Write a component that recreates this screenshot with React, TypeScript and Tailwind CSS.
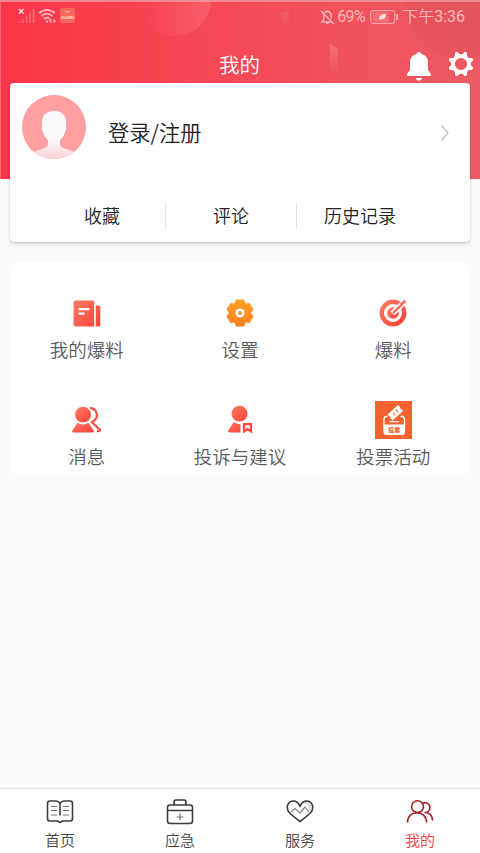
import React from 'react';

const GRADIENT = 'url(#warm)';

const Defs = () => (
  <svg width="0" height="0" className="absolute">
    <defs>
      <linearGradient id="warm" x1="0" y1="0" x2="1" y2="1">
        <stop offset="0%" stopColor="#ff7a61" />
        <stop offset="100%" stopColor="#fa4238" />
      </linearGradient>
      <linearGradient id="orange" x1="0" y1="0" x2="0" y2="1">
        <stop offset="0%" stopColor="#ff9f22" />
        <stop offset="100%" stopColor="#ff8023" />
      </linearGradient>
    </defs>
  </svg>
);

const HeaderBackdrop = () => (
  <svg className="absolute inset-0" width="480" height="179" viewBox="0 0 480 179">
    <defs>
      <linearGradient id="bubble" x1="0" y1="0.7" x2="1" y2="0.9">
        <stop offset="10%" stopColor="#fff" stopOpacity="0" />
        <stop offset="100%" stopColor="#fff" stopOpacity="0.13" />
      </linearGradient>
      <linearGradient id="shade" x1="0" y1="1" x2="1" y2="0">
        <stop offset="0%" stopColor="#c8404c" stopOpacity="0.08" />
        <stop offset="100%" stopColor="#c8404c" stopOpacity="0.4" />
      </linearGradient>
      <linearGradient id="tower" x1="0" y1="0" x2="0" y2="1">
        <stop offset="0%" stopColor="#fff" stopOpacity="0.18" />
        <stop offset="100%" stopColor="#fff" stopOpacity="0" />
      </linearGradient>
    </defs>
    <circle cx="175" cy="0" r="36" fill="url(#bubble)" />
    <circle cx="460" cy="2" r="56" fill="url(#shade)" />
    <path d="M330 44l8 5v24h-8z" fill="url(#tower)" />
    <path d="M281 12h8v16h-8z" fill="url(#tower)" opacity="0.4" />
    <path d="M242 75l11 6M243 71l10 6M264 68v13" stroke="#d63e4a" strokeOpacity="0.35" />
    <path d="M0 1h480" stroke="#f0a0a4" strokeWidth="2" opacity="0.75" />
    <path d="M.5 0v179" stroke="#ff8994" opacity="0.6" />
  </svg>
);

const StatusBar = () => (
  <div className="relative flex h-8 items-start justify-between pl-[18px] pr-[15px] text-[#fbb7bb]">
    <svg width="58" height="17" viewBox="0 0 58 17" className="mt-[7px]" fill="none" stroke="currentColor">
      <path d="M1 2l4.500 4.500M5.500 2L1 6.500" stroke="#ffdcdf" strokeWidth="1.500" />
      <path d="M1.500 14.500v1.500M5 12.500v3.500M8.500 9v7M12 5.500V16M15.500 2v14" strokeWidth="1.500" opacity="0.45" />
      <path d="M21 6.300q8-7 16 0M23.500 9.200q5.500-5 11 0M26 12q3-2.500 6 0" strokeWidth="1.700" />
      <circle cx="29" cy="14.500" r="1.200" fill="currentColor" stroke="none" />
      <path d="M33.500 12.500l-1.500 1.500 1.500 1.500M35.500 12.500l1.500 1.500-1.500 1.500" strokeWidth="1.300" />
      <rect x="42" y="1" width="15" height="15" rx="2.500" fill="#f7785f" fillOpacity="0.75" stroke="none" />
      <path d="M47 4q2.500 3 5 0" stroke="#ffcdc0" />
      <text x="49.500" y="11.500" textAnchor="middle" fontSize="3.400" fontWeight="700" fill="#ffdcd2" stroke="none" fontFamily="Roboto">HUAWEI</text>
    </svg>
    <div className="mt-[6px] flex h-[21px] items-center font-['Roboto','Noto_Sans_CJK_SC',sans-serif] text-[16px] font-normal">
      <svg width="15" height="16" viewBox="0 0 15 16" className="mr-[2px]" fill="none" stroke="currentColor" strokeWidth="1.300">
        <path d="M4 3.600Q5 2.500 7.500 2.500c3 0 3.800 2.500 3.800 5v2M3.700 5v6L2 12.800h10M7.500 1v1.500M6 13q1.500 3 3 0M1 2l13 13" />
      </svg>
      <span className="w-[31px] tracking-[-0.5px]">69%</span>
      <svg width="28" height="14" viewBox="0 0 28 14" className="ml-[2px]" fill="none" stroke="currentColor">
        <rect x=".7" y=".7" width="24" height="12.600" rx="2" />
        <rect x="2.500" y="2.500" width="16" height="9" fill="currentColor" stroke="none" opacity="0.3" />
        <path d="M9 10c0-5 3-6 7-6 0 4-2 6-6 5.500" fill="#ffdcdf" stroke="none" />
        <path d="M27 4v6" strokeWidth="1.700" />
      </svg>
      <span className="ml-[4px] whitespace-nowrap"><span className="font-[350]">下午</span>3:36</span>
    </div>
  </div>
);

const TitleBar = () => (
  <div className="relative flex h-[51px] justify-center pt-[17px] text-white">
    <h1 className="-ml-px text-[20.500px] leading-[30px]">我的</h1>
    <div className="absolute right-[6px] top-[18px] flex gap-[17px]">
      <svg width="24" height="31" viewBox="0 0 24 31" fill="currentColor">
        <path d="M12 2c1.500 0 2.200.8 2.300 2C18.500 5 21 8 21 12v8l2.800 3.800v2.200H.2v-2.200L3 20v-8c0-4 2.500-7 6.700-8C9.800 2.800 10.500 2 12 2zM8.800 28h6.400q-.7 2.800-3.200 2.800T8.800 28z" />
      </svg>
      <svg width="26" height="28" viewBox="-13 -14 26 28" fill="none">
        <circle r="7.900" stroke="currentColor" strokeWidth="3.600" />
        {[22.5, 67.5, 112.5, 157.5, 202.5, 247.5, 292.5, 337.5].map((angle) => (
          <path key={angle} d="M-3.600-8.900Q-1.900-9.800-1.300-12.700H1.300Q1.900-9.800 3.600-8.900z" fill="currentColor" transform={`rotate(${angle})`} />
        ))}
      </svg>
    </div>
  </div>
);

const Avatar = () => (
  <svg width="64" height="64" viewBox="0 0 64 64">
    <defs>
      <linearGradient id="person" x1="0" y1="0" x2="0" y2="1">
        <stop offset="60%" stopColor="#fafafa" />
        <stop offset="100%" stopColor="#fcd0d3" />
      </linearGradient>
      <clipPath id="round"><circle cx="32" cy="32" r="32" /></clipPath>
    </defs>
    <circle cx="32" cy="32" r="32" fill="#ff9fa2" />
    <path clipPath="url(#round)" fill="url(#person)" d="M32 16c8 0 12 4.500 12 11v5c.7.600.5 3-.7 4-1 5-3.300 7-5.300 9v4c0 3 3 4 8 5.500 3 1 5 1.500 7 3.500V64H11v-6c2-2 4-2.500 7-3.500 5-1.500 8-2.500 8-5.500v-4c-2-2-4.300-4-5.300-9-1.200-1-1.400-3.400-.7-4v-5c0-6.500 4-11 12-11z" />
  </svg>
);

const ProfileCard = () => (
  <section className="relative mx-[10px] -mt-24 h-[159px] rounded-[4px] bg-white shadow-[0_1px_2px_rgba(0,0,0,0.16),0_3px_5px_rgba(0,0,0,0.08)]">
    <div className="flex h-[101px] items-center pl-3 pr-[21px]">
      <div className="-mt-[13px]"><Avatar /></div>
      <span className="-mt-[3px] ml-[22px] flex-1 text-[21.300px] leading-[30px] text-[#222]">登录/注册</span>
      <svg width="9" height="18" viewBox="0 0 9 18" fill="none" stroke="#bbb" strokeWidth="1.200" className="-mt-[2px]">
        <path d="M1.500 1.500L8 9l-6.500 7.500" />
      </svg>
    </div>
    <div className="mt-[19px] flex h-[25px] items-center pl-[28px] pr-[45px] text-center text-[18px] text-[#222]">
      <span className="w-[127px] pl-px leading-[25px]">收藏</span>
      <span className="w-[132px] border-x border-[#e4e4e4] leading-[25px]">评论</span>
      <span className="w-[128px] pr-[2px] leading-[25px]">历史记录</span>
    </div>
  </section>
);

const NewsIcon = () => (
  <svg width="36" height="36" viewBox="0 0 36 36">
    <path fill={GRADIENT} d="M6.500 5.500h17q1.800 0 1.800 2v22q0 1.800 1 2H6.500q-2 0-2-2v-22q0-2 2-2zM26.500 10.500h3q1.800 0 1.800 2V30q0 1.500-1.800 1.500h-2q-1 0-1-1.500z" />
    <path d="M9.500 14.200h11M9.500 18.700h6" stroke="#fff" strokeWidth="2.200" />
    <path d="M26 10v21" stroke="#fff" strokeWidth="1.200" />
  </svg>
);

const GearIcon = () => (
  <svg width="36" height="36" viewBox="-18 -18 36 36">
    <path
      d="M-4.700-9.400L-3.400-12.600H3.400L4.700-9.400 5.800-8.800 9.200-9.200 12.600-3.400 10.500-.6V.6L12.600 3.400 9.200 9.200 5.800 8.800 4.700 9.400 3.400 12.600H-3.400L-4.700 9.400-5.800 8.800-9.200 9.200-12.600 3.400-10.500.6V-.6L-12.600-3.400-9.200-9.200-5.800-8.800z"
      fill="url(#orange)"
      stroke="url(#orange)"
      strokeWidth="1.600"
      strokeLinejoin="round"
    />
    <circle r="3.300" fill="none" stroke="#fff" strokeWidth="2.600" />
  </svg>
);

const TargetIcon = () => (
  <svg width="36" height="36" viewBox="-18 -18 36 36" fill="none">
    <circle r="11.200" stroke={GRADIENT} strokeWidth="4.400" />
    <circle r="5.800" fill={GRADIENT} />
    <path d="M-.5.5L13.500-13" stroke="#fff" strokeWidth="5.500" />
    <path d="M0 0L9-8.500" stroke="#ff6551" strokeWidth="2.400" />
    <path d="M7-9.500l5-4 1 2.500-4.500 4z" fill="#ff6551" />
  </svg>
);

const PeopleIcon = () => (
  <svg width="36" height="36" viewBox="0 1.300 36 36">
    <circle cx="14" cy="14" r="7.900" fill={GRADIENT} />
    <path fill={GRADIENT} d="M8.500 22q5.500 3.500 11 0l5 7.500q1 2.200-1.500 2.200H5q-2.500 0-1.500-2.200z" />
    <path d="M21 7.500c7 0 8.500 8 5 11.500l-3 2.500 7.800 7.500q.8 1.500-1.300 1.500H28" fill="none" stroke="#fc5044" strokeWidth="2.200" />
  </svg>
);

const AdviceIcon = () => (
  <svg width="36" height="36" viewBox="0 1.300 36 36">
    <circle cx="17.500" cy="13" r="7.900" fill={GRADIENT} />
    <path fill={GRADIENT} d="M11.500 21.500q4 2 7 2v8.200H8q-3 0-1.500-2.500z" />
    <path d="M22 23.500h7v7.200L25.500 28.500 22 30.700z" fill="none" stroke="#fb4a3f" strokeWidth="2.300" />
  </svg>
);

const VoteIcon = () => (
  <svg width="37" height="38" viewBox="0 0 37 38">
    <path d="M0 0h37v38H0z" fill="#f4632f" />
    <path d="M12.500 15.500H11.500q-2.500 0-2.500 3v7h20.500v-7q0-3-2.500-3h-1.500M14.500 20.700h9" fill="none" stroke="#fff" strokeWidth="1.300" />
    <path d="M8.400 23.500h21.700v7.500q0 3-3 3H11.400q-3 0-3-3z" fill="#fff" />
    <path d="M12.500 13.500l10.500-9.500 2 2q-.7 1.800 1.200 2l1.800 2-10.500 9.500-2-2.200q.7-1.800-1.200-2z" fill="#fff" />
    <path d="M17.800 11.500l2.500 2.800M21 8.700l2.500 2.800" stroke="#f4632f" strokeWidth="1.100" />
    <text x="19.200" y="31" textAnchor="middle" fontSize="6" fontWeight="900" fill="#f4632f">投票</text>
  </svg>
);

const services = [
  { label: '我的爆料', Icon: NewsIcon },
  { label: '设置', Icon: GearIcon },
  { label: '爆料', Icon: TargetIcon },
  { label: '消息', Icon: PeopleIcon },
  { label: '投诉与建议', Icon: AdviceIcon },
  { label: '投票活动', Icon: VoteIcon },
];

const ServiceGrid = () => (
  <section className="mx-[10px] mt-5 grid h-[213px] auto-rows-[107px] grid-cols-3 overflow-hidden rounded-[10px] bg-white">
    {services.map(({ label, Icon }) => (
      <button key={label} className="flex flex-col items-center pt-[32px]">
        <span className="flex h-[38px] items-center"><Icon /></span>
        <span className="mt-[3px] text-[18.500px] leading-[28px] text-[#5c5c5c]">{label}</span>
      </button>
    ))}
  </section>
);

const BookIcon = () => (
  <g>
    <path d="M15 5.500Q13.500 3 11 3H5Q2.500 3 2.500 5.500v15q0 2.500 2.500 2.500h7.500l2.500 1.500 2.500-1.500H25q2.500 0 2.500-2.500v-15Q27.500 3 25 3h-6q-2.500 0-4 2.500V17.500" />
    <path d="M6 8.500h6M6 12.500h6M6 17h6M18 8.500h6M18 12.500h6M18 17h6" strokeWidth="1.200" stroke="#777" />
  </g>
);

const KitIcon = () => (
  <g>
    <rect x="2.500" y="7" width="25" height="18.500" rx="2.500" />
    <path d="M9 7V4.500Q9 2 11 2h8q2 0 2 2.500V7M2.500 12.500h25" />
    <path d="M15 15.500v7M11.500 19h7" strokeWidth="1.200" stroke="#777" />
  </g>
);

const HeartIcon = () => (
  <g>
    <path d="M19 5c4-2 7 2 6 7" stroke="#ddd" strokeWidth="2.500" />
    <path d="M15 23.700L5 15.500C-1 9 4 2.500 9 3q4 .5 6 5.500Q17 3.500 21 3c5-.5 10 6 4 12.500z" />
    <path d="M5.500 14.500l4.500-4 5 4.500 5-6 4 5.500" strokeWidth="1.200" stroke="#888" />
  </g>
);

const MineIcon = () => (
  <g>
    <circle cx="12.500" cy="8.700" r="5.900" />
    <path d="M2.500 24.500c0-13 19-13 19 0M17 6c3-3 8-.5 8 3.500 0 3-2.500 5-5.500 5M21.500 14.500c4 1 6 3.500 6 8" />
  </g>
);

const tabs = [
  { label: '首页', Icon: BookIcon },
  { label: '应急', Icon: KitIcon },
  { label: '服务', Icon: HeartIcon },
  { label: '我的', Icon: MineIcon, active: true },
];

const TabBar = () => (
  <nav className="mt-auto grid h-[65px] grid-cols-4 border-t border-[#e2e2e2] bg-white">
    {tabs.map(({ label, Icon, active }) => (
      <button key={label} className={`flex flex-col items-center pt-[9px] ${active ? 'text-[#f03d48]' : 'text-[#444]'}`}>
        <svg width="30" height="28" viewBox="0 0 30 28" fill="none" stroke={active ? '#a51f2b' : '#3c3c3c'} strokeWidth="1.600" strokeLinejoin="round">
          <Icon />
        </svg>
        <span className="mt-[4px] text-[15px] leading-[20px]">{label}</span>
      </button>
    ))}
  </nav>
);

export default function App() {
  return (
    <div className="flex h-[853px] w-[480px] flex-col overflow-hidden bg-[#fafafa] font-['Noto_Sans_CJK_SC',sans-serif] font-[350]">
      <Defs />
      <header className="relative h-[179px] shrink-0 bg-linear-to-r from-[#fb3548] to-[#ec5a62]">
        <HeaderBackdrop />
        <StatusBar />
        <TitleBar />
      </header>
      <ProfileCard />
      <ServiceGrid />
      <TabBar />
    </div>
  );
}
══════
▸ **EXERCISE**: Scan the lines above for "React", then copy every one that has it.

▸ **SOLUTION**:
Write a component that recreates this screenshot with React, TypeScript and Tailwind CSS.
import React from 'react';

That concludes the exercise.